Jim’s Mailbox

Posted at 10:51 AM (CST) by & filed under Jim's Mailbox.

Jim/Bill,

Enough said.

JB

 

 

 

 

 

 

 

 

 

 

 

 

 

Jim/Bill,

We have known this was taking place for years the punch line is the tiny fine. No one goes to jail!

Dave

Merrill Lynch Caught Criminally Manipulating Precious Metals Market “Thousands Of Times” Over 6 Years
June 26, 2019

Remember when it was pure tinfoil-hat conspiracy theory to accuse one or more banks of aggressively, compulsively and systematically manipulating the precious metals – i.e., gold and silver – market? We do, after all we made the claim over and over, while demonstrating clearly just how said manipulation was taking place, often in real time.
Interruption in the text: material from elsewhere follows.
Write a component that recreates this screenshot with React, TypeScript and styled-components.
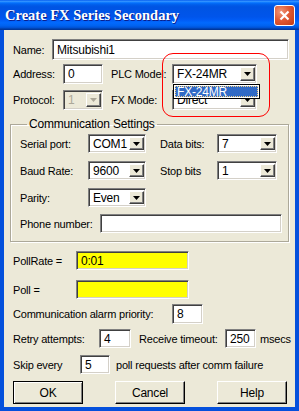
import { type ReactElement, type ReactNode } from 'react';
import styled, { createGlobalStyle } from 'styled-components';

const GlobalStyle = createGlobalStyle`
  html, body {
    margin: 0;
    padding: 0;
    background: #ffffff;
  }
  body {
    font-family: 'Liberation Sans', Arial, sans-serif;
    font-size: 11px;
    letter-spacing: -0.2px;
    color: #000;
  }
`;

const Window = styled.div`
  position: relative;
  width: 299px;
  height: 411px;
  display: flex;
  flex-direction: column;
  background: #0450dc;
  box-sizing: border-box;
  overflow: hidden;
`;

const TitleBar = styled.div`
  height: 30px;
  flex: none;
  display: flex;
  align-items: center;
  justify-content: space-between;
  padding: 0 4px 0 5px;
  box-sizing: border-box;
  background: linear-gradient(
    to bottom,
    #0058ee 0%,
    #3593ff 4%,
    #288eff 6%,
    #127dff 8%,
    #036ffc 10%,
    #0262ee 14%,
    #0057e5 20%,
    #0054e3 24%,
    #0055eb 56%,
    #005bf5 66%,
    #026afe 76%,
    #0062ef 86%,
    #0052d6 92%,
    #0040ab 96%,
    #003092 100%
  );
`;

const Title = styled.span`
  font-family: 'Liberation Serif', 'Times New Roman', serif;
  font-weight: bold;
  font-size: 14.5px;
  letter-spacing: 0;
  color: #fff;
  text-shadow: 1px 1px 0 #0a1e8c;
`;

const CloseButton = styled.div`
  width: 21px;
  height: 21px;
  box-sizing: border-box;
  border: 1px solid #fff;
  border-radius: 3px;
  background: radial-gradient(circle at 30% 30%, #f0977a 0%, #e05a35 45%, #c13a12 100%);
  display: flex;
  align-items: center;
  justify-content: center;
`;

const Body = styled.div`
  flex: 1;
  margin: 0 4px 4px 4px;
  background: #ece9d8;
  padding: 9px 6px 0 6px;
  display: flex;
  flex-direction: column;
`;

const Row = styled.div<{ $h: number; $mt?: number }>`
  display: flex;
  align-items: center;
  height: ${(p) => p.$h}px;
  margin-top: ${(p) => p.$mt ?? 0}px;
  padding-left: 3px;
  flex: none;
`;

const GroupRow = styled(Row)`
  padding-left: 0;
`;

const Label = styled.span<{ $w?: number; $ml?: number }>`
  width: ${(p) => (p.$w ? `${p.$w}px` : 'auto')};
  margin-left: ${(p) => p.$ml ?? 0}px;
  flex: none;
  white-space: nowrap;
`;

const Field = styled.div<{ $w?: number; $bg?: string }>`
  width: ${(p) => (p.$w ? `${p.$w}px` : 'auto')};
  flex: ${(p) => (p.$w ? 'none' : '1')};
  height: 100%;
  box-sizing: border-box;
  background: ${(p) => p.$bg ?? '#fff'};
  border-top: 1px solid #808080;
  border-left: 1px solid #808080;
  border-right: 1px solid #fff;
  border-bottom: 1px solid #fff;
  box-shadow: inset 1px 1px 0 #404040, inset -1px -1px 0 #d4d0c8;
  display: flex;
  align-items: center;
  padding-left: 4px;
  font-size: 12px;
`;

const ComboBox = styled.div<{ $w: number; $disabled?: boolean }>`
  position: relative;
  width: ${(p) => p.$w}px;
  height: 100%;
  flex: none;
  box-sizing: border-box;
  background: ${(p) => (p.$disabled ? '#ece9d8' : '#fff')};
  border-top: 1px solid #808080;
  border-left: 1px solid #808080;
  border-right: 1px solid #fff;
  border-bottom: 1px solid #fff;
  box-shadow: inset 1px 1px 0 #404040, inset -1px -1px 0 #d4d0c8;
  display: flex;
  align-items: center;
  padding: 2px 1px 2px 1px;
  color: ${(p) => (p.$disabled ? '#aca899' : '#000')};
  font-size: 12px;
`;

const ComboText = styled.span`
  flex: 1;
  min-width: 0;
  padding-left: 3px;
  white-space: nowrap;
`;

const DropButton = styled.div`
  width: 15px;
  height: 100%;
  flex: none;
  box-sizing: border-box;
  background: #ece9d8;
  border-top: 1px solid #fff;
  border-left: 1px solid #fff;
  border-right: 1px solid #404040;
  border-bottom: 1px solid #404040;
  box-shadow: inset -1px -1px 0 #808080;
  display: flex;
  align-items: center;
  justify-content: center;
`;

const DropList = styled.div`
  position: absolute;
  left: 0;
  top: calc(100% + 1px);
  width: 87px;
  height: 15px;
  box-sizing: border-box;
  border: 1px solid #000;
  background: #fff;
  padding: 1px;
  z-index: 2;
`;

const DropItem = styled.div`
  height: 100%;
  box-sizing: border-box;
  background: #316ac5;
  color: #fff;
  outline: 1px dotted #f5d080;
  outline-offset: -1px;
  display: flex;
  align-items: center;
  padding-left: 2px;
  font-size: 12px;
`;

const Highlight = styled.div`
  position: absolute;
  left: 162px;
  top: 53px;
  width: 108px;
  height: 64px;
  box-sizing: border-box;
  border: 1px solid #ff0000;
  border-radius: 11px;
  pointer-events: none;
  z-index: 3;
`;

const Group = styled.fieldset`
  margin: 7px 0 0 0;
  padding: 0 0 8px 9px;
  min-width: 0;
  border: 1px solid #aca899;
  box-shadow: inset 1px 1px 0 #fff, 1px 1px 0 #fff;
  flex: none;
`;

const Legend = styled.legend`
  margin-left: 7px;
  padding: 0 2px;
  line-height: 14px;
  font-size: 12px;
`;

const ButtonRow = styled.div`
  display: flex;
  gap: 32px;
  padding-left: 3px;
  margin-top: 7px;
  height: 23px;
`;

const Button = styled.div<{ $default?: boolean }>`
  width: 70px;
  height: 23px;
  box-sizing: border-box;
  background: #ece9d8;
  display: flex;
  align-items: center;
  justify-content: center;
  font-size: 12px;
  border-top: 1px solid ${(p) => (p.$default ? '#000' : '#fff')};
  border-left: 1px solid ${(p) => (p.$default ? '#000' : '#fff')};
  border-right: 1px solid #000;
  border-bottom: 1px solid #000;
  box-shadow: ${(p) =>
    p.$default
      ? 'inset 1px 1px 0 #fff, inset -1px -1px 0 #808080'
      : 'inset -1px -1px 0 #808080'};
`;

function Arrow({ color = '#000' }: { color?: string }): ReactElement {
  return (
    <svg width='7' height='4' viewBox='0 0 7 4'>
      <path d='M0 0H7L3.5 4Z' fill={color} />
    </svg>
  );
}

function Combo({
  value,
  width,
  disabled,
  children,
}: {
  value: string;
  width: number;
  disabled?: boolean;
  children?: ReactNode;
}): ReactElement {
  return (
    <ComboBox $w={width} $disabled={disabled}>
      <ComboText>{value}</ComboText>
      <DropButton>
        <Arrow color={disabled ? '#aca899' : '#000'} />
      </DropButton>
      {children}
    </ComboBox>
  );
}

function App(): ReactElement {
  return (
    <Window>
      <GlobalStyle />
      <TitleBar>
        <Title>Create FX Series Secondary</Title>
        <CloseButton>
          <svg width='11' height='11' viewBox='0 0 11 11'>
            <path d='M1.5 1.5L9.5 9.5M9.5 1.5L1.5 9.5' stroke='#fff' strokeWidth='2.2' />
          </svg>
        </CloseButton>
      </TitleBar>
      <Body>
        <Row $h={21}>
          <Label $w={39}>Name:</Label>
          <Field>Mitsubishi1</Field>
        </Row>
        <Row $h={20} $mt={4}>
          <Label $w={50}>Address:</Label>
          <Field $w={40}>0</Field>
          <Label $w={61} $ml={8}>
            PLC Model:
          </Label>
          <Combo value='FX-24MR' width={85}>
            <DropList>
              <DropItem>FX-24MR</DropItem>
            </DropList>
          </Combo>
        </Row>
        <Row $h={20} $mt={6}>
          <Label $w={50}>Protocol:</Label>
          <Combo value='1' width={40} disabled />
          <Label $w={61} $ml={8}>
            FX Mode:
          </Label>
          <Combo value='Direct' width={85} />
        </Row>
        <Group>
          <Legend>Communication Settings</Legend>
          <GroupRow $h={19} $mt={3}>
            <Label $w={68}>Serial port:</Label>
            <Combo value='COM1' width={58} />
            <Label $w={57} $ml={14}>
              Data bits:
            </Label>
            <Combo value='7' width={60} />
          </GroupRow>
          <GroupRow $h={19} $mt={8}>
            <Label $w={68}>Baud Rate:</Label>
            <Combo value='9600' width={58} />
            <Label $w={57} $ml={14}>
              Stop bits
            </Label>
            <Combo value='1' width={60} />
          </GroupRow>
          <GroupRow $h={19} $mt={8}>
            <Label $w={68}>Parity:</Label>
            <Combo value='Even' width={58} />
          </GroupRow>
          <GroupRow $h={19} $mt={7}>
            <Label $w={80}>Phone number:</Label>
            <Field $w={182} />
          </GroupRow>
        </Group>
        <Row $h={19} $mt={9}>
          <Label $w={63}>PollRate =</Label>
          <Field $w={113} $bg='#ffff00'>
            0:01
          </Field>
        </Row>
        <Row $h={19} $mt={10}>
          <Label $w={63}>Poll =</Label>
          <Field $w={113} $bg='#ffff00' />
        </Row>
        <Row $h={20} $mt={5}>
          <Label $w={159}>Communication alarm priority:</Label>
          <Field $w={31}>8</Field>
        </Row>
        <Row $h={19} $mt={5}>
          <Label $w={86}>Retry attempts:</Label>
          <Field $w={32}>4</Field>
          <Label $w={86} $ml={8}>
            Receive timeout:
          </Label>
          <Field $w={31}>250</Field>
          <Label $ml={4}>msecs</Label>
        </Row>
        <Row $h={19} $mt={7}>
          <Label $w={67}>Skip every</Label>
          <Field $w={30}>5</Field>
          <Label $ml={6}>poll requests after comm failure</Label>
        </Row>
        <ButtonRow>
          <Button $default>OK</Button>
          <Button>Cancel</Button>
          <Button>Help</Button>
        </ButtonRow>
      </Body>
      <Highlight />
    </Window>
  );
}

export default App;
Well, it’s always good to be proven correct, even if it is years after the fact.

On Tuesday after the close, the CFTC announced that Merrill Lynch Commodities (MLCI), a global commodities trading business, agreed to pay $25 million to resolve the government’s investigation into a multi-year scheme by MLCI precious metals traders to mislead the market for precious metals futures contracts traded on the COMEX (Commodity Exchange Inc.). The announcement was made by Assistant Attorney General Brian A. Benczkowski of the Justice Department’s Criminal Division and Assistant Director in Charge William F. Sweeney Jr. of the FBI’s New York Field Office. In other words, if the Merrill Lynch Commodities group was an individual, he would have gotten ye olde perp walk.

As MLCI itself admitted, beginning in 2008 and continuing through 2014, precious metals traders employed by MLCI schemed to deceive other market participants by injecting materially false and misleading information into the precious metals futures market.
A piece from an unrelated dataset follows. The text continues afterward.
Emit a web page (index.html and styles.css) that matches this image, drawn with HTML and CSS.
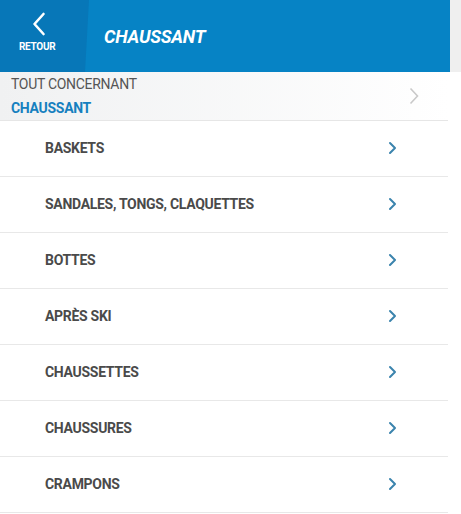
FILE: index.html
```html
<!DOCTYPE html>
<html lang="fr">
<head>
<meta charset="utf-8">
<title>Chaussant</title>
<link rel="stylesheet" href="styles.css">
</head>
<body>
<div class="top">
  <header class="header">
    <a class="back">
      <svg class="back-icon" width="14" height="24" viewBox="0 0 14 24"><path d="M11.5 2 L2.5 12 L11.5 22" fill="none" stroke="#fff" stroke-width="2.6" stroke-linecap="round" stroke-linejoin="round"/></svg>
      <span class="back-label">RETOUR</span>
    </a>
    <h1 class="title">CHAUSSANT</h1>
  </header>
  <div class="strip"></div>
</div>
<div class="panel">
  <a class="all">
    <div class="all-text">
      <span class="all-line1">TOUT CONCERNANT</span>
      <span class="all-line2">CHAUSSANT</span>
    </div>
    <svg class="all-chev" width="10" height="18" viewBox="0 0 10 18"><path d="M1.5 1.5 L8.5 9 L1.5 16.5" fill="none" stroke="#c9c9c9" stroke-width="1.6"/></svg>
  </a>
  <ul class="list">
    <li class="item"><span>BASKETS</span><svg class="chev" width="9" height="14" viewBox="0 0 9 14"><path d="M2 2 L7 7 L2 12" fill="none" stroke="#3b84ad" stroke-width="2" stroke-linecap="round" stroke-linejoin="round"/></svg></li>
    <li class="item"><span>SANDALES, TONGS, CLAQUETTES</span><svg class="chev" width="9" height="14" viewBox="0 0 9 14"><path d="M2 2 L7 7 L2 12" fill="none" stroke="#3b84ad" stroke-width="2" stroke-linecap="round" stroke-linejoin="round"/></svg></li>
    <li class="item"><span>BOTTES</span><svg class="chev" width="9" height="14" viewBox="0 0 9 14"><path d="M2 2 L7 7 L2 12" fill="none" stroke="#3b84ad" stroke-width="2" stroke-linecap="round" stroke-linejoin="round"/></svg></li>
    <li class="item"><span>APRÈS SKI</span><svg class="chev" width="9" height="14" viewBox="0 0 9 14"><path d="M2 2 L7 7 L2 12" fill="none" stroke="#3b84ad" stroke-width="2" stroke-linecap="round" stroke-linejoin="round"/></svg></li>
    <li class="item"><span>CHAUSSETTES</span><svg class="chev" width="9" height="14" viewBox="0 0 9 14"><path d="M2 2 L7 7 L2 12" fill="none" stroke="#3b84ad" stroke-width="2" stroke-linecap="round" stroke-linejoin="round"/></svg></li>
    <li class="item"><span>CHAUSSURES</span><svg class="chev" width="9" height="14" viewBox="0 0 9 14"><path d="M2 2 L7 7 L2 12" fill="none" stroke="#3b84ad" stroke-width="2" stroke-linecap="round" stroke-linejoin="round"/></svg></li>
    <li class="item"><span>CRAMPONS</span><svg class="chev" width="9" height="14" viewBox="0 0 9 14"><path d="M2 2 L7 7 L2 12" fill="none" stroke="#3b84ad" stroke-width="2" stroke-linecap="round" stroke-linejoin="round"/></svg></li>
  </ul>
</div>
</body>
</html>
```
FILE: styles.css
```css
html, body {
  margin: 0;
  padding: 0;
  background: #fff;
  font-family: Roboto, "Liberation Sans", sans-serif;
}
.top {
  display: flex;
  height: 72px;
}
.header {
  width: 450px;
  height: 72px;
  background: #0683c5;
  display: flex;
  align-items: center;
}
.strip {
  flex: 1;
  background: #efefef;
}
.back {
  width: 89px;
  height: 72px;
  background: #0777b8;
  clip-path: polygon(0 0, 89px 0, 85px 72px, 0 72px);
  display: flex;
  flex-direction: column;
  align-items: flex-start;
  box-sizing: border-box;
  padding: 12px 0 0 0;
}
.back-icon {
  margin-left: 32px;
  display: block;
}
.back-label {
  color: #fff;
  font-weight: 700;
  font-size: 10px;
  letter-spacing: -0.3px;
  margin: 5px 0 0 19px;
  line-height: 12px;
}
.title {
  margin: 0 0 0 15px;
  color: #fff;
  font-style: italic;
  font-weight: 700;
  font-size: 18px;
  letter-spacing: -0.2px;
}
.panel {
  width: 448px;
}
.all {
  display: flex;
  align-items: center;
  justify-content: space-between;
  height: 49px;
  background: linear-gradient(to right, #f0f1f2, #ffffff);
  border-bottom: 1px solid #e6e6e6;
  box-sizing: border-box;
  padding: 0 29px 0 11px;
}
.all-text {
  display: flex;
  flex-direction: column;
}
.all-line1 {
  color: #555;
  font-size: 14px;
  line-height: 24px;
  letter-spacing: -0.3px;
}
.all-line2 {
  color: #1680bf;
  font-size: 14px;
  font-weight: 700;
  line-height: 24px;
  letter-spacing: -0.3px;
}
.list {
  list-style: none;
  margin: 0;
  padding: 0;
}
.item {
  height: 56px;
  border-bottom: 1px solid #e8e8e8;
  box-sizing: border-box;
  display: flex;
  align-items: center;
  justify-content: space-between;
  padding: 0 51px 1px 45px;
  color: #4a4a4a;
  font-size: 14px;
  font-weight: 700;
  letter-spacing: -0.3px;
}
.chev {
  display: block;
}
```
They did so in the now traditional market manipulation way – by placing fraudulent orders for precious metals futures contracts that, at the time the traders placed the orders, they intended to cancel before execution.  In doing so, the traders intended to “spoof” or manipulate the market by creating the false impression of increased supply or demand and, in turn, to fraudulently induce other market participants to buy and to sell futures contracts at quantities, prices and times that they otherwise likely would not have done so. Over the relevant period, the traders placed thousands of fraudulent orders.